● **Exercise details**: Return all of the data exactly, with nothing left out but the pictures.

[start]

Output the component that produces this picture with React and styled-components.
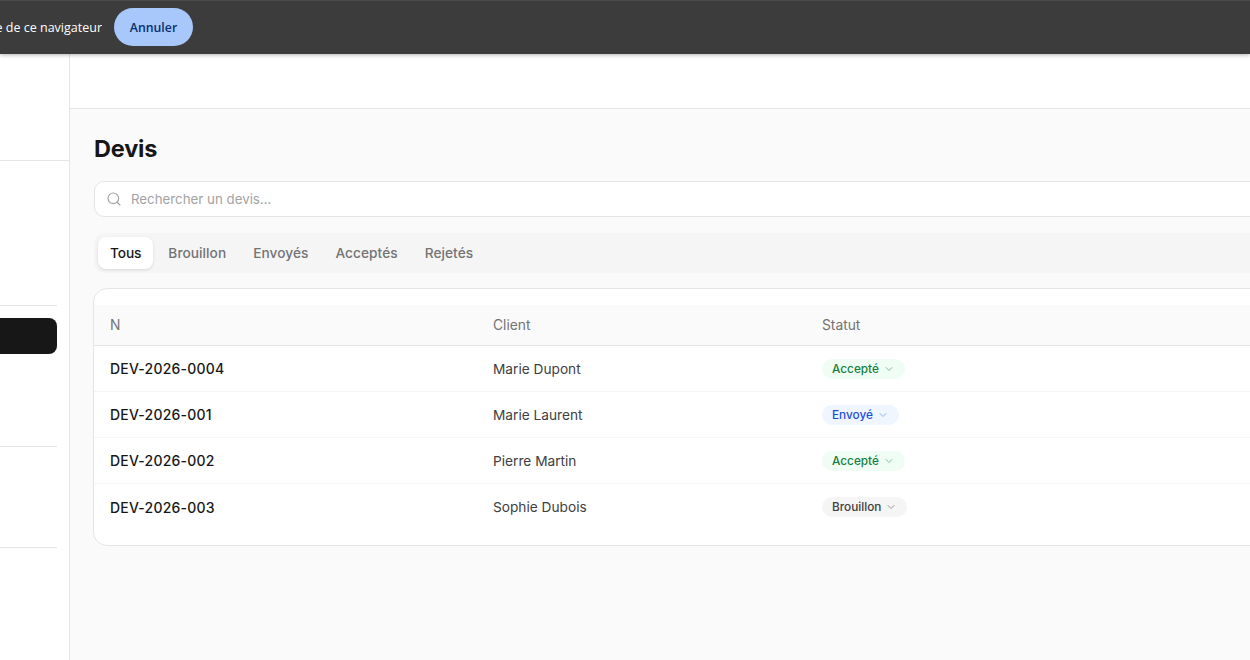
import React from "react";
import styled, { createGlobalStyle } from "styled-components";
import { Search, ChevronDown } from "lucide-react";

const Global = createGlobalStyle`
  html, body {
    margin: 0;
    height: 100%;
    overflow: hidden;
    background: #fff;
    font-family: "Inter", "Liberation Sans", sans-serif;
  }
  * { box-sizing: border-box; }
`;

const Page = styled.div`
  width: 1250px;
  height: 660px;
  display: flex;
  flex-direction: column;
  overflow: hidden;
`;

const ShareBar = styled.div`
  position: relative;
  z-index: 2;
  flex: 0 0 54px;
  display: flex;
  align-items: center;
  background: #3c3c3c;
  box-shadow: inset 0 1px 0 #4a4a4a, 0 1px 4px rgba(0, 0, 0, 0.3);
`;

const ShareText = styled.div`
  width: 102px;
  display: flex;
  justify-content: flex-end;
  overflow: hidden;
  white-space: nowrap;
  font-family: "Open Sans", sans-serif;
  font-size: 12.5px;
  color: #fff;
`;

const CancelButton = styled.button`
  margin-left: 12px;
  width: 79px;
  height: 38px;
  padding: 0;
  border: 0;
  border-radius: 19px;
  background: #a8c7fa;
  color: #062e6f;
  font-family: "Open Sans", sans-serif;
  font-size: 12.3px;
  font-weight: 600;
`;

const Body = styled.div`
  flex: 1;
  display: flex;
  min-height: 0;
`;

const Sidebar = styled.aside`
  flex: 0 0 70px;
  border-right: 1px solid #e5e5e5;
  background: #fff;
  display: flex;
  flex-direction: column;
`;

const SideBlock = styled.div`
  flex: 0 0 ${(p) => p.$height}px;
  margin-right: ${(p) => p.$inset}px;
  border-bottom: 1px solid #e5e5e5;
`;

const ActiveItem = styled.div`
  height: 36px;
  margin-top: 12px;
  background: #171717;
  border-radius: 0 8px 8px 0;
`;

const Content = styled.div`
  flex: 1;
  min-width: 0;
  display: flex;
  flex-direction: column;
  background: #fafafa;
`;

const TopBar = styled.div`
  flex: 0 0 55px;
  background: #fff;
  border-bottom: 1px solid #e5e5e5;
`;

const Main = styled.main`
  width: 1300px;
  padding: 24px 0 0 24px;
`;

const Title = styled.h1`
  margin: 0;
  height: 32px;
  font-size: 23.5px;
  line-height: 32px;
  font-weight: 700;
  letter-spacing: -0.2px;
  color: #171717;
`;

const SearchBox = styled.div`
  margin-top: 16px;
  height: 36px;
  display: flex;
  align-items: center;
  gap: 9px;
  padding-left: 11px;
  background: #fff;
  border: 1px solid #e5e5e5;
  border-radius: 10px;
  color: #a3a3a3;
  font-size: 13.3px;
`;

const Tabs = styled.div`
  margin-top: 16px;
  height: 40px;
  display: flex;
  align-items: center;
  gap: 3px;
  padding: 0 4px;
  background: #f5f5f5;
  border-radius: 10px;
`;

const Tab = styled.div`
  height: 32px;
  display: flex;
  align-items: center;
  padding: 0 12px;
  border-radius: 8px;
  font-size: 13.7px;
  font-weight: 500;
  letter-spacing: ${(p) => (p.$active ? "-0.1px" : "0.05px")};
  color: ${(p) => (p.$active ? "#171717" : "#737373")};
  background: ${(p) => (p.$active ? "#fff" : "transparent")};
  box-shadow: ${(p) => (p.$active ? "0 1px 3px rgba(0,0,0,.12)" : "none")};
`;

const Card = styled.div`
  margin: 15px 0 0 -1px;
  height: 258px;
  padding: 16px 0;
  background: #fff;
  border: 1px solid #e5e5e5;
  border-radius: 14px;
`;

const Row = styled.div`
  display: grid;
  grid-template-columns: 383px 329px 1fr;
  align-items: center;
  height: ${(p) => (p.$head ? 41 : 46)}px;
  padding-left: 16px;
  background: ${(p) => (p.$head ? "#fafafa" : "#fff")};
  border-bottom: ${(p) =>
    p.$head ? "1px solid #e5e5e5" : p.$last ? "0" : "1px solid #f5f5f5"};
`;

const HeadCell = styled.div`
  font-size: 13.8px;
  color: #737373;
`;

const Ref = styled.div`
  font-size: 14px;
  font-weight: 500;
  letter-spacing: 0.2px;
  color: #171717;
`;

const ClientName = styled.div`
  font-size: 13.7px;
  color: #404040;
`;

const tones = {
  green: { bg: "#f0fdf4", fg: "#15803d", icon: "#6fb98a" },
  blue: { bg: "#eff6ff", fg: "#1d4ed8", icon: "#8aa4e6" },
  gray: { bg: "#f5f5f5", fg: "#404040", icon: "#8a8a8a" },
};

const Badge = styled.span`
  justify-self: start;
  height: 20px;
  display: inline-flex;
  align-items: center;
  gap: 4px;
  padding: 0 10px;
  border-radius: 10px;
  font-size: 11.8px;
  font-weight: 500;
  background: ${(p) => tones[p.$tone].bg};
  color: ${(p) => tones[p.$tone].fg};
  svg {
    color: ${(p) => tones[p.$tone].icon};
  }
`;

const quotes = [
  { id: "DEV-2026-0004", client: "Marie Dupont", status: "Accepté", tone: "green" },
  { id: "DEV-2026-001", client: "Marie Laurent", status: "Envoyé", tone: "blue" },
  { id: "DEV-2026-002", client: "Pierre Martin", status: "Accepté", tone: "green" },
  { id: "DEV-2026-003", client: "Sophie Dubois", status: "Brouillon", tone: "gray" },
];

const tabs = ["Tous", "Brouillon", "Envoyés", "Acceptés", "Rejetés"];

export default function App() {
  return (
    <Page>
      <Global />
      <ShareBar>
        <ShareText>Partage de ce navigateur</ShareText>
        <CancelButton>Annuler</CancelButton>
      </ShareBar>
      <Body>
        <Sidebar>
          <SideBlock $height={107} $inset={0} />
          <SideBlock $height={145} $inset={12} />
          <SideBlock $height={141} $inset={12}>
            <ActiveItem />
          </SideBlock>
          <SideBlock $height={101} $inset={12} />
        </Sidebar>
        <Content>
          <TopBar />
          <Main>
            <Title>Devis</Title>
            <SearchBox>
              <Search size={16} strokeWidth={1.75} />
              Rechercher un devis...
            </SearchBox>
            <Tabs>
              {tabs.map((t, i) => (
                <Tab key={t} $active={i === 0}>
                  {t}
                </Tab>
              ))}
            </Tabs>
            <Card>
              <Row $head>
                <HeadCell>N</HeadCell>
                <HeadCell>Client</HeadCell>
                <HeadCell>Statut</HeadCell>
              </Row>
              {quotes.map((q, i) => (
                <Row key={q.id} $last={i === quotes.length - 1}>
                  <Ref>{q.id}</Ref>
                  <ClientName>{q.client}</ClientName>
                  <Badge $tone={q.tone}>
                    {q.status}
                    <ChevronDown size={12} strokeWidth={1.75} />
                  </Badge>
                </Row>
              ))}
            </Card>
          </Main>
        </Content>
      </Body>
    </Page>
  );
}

[end]

● **Correct result**:
Output the component that produces this picture with React and styled-components.
import React from "react";
import styled, { createGlobalStyle } from "styled-components";
import { Search, ChevronDown } from "lucide-react";

const Global = createGlobalStyle`
  html, body {
    margin: 0;
    height: 100%;
    overflow: hidden;
    background: #fff;
    font-family: "Inter", "Liberation Sans", sans-serif;
  }
  * { box-sizing: border-box; }
`;

const Page = styled.div`
  width: 1250px;
  height: 660px;
  display: flex;
  flex-direction: column;
  overflow: hidden;
`;

const ShareBar = styled.div`
  position: relative;
  z-index: 2;
  flex: 0 0 54px;
  display: flex;
  align-items: center;
  background: #3c3c3c;
  box-shadow: inset 0 1px 0 #4a4a4a, 0 1px 4px rgba(0, 0, 0, 0.3);
`;

const ShareText = styled.div`
  width: 102px;
  display: flex;
  justify-content: flex-end;
  overflow: hidden;
  white-space: nowrap;
  font-family: "Open Sans", sans-serif;
  font-size: 12.5px;
  color: #fff;
`;

const CancelButton = styled.button`
  margin-left: 12px;
  width: 79px;
  height: 38px;
  padding: 0;
  border: 0;
  border-radius: 19px;
  background: #a8c7fa;
  color: #062e6f;
  font-family: "Open Sans", sans-serif;
  font-size: 12.3px;
  font-weight: 600;
`;

const Body = styled.div`
  flex: 1;
  display: flex;
  min-height: 0;
`;

const Sidebar = styled.aside`
  flex: 0 0 70px;
  border-right: 1px solid #e5e5e5;
  background: #fff;
  display: flex;
  flex-direction: column;
`;

const SideBlock = styled.div`
  flex: 0 0 ${(p) => p.$height}px;
  margin-right: ${(p) => p.$inset}px;
  border-bottom: 1px solid #e5e5e5;
`;

const ActiveItem = styled.div`
  height: 36px;
  margin-top: 12px;
  background: #171717;
  border-radius: 0 8px 8px 0;
`;

const Content = styled.div`
  flex: 1;
  min-width: 0;
  display: flex;
  flex-direction: column;
  background: #fafafa;
`;

const TopBar = styled.div`
  flex: 0 0 55px;
  background: #fff;
  border-bottom: 1px solid #e5e5e5;
`;

const Main = styled.main`
  width: 1300px;
  padding: 24px 0 0 24px;
`;

const Title = styled.h1`
  margin: 0;
  height: 32px;
  font-size: 23.5px;
  line-height: 32px;
  font-weight: 700;
  letter-spacing: -0.2px;
  color: #171717;
`;

const SearchBox = styled.div`
  margin-top: 16px;
  height: 36px;
  display: flex;
  align-items: center;
  gap: 9px;
  padding-left: 11px;
  background: #fff;
  border: 1px solid #e5e5e5;
  border-radius: 10px;
  color: #a3a3a3;
  font-size: 13.3px;
`;

const Tabs = styled.div`
  margin-top: 16px;
  height: 40px;
  display: flex;
  align-items: center;
  gap: 3px;
  padding: 0 4px;
  background: #f5f5f5;
  border-radius: 10px;
`;

const Tab = styled.div`
  height: 32px;
  display: flex;
  align-items: center;
  padding: 0 12px;
  border-radius: 8px;
  font-size: 13.7px;
  font-weight: 500;
  letter-spacing: ${(p) => (p.$active ? "-0.1px" : "0.05px")};
  color: ${(p) => (p.$active ? "#171717" : "#737373")};
  background: ${(p) => (p.$active ? "#fff" : "transparent")};
  box-shadow: ${(p) => (p.$active ? "0 1px 3px rgba(0,0,0,.12)" : "none")};
`;

const Card = styled.div`
  margin: 15px 0 0 -1px;
  height: 258px;
  padding: 16px 0;
  background: #fff;
  border: 1px solid #e5e5e5;
  border-radius: 14px;
`;

const Row = styled.div`
  display: grid;
  grid-template-columns: 383px 329px 1fr;
  align-items: center;
  height: ${(p) => (p.$head ? 41 : 46)}px;
  padding-left: 16px;
  background: ${(p) => (p.$head ? "#fafafa" : "#fff")};
  border-bottom: ${(p) =>
    p.$head ? "1px solid #e5e5e5" : p.$last ? "0" : "1px solid #f5f5f5"};
`;

const HeadCell = styled.div`
  font-size: 13.8px;
  color: #737373;
`;

const Ref = styled.div`
  font-size: 14px;
  font-weight: 500;
  letter-spacing: 0.2px;
  color: #171717;
`;

const ClientName = styled.div`
  font-size: 13.7px;
  color: #404040;
`;

const tones = {
  green: { bg: "#f0fdf4", fg: "#15803d", icon: "#6fb98a" },
  blue: { bg: "#eff6ff", fg: "#1d4ed8", icon: "#8aa4e6" },
  gray: { bg: "#f5f5f5", fg: "#404040", icon: "#8a8a8a" },
};

const Badge = styled.span`
  justify-self: start;
  height: 20px;
  display: inline-flex;
  align-items: center;
  gap: 4px;
  padding: 0 10px;
  border-radius: 10px;
  font-size: 11.8px;
  font-weight: 500;
  background: ${(p) => tones[p.$tone].bg};
  color: ${(p) => tones[p.$tone].fg};
  svg {
    color: ${(p) => tones[p.$tone].icon};
  }
`;

const quotes = [
  { id: "DEV-2026-0004", client: "Marie Dupont", status: "Accepté", tone: "green" },
  { id: "DEV-2026-001", client: "Marie Laurent", status: "Envoyé", tone: "blue" },
  { id: "DEV-2026-002", client: "Pierre Martin", status: "Accepté", tone: "green" },
  { id: "DEV-2026-003", client: "Sophie Dubois", status: "Brouillon", tone: "gray" },
];

const tabs = ["Tous", "Brouillon", "Envoyés", "Acceptés", "Rejetés"];

export default function App() {
  return (
    <Page>
      <Global />
      <ShareBar>
        <ShareText>Partage de ce navigateur</ShareText>
        <CancelButton>Annuler</CancelButton>
      </ShareBar>
      <Body>
        <Sidebar>
          <SideBlock $height={107} $inset={0} />
          <SideBlock $height={145} $inset={12} />
          <SideBlock $height={141} $inset={12}>
            <ActiveItem />
          </SideBlock>
          <SideBlock $height={101} $inset={12} />
        </Sidebar>
        <Content>
          <TopBar />
          <Main>
            <Title>Devis</Title>
            <SearchBox>
              <Search size={16} strokeWidth={1.75} />
              Rechercher un devis...
            </SearchBox>
            <Tabs>
              {tabs.map((t, i) => (
                <Tab key={t} $active={i === 0}>
                  {t}
                </Tab>
              ))}
            </Tabs>
            <Card>
              <Row $head>
                <HeadCell>N</HeadCell>
                <HeadCell>Client</HeadCell>
                <HeadCell>Statut</HeadCell>
              </Row>
              {quotes.map((q, i) => (
                <Row key={q.id} $last={i === quotes.length - 1}>
                  <Ref>{q.id}</Ref>
                  <ClientName>{q.client}</ClientName>
                  <Badge $tone={q.tone}>
                    {q.status}
                    <ChevronDown size={12} strokeWidth={1.75} />
                  </Badge>
                </Row>
              ))}
            </Card>
          </Main>
        </Content>
      </Body>
    </Page>
  );
}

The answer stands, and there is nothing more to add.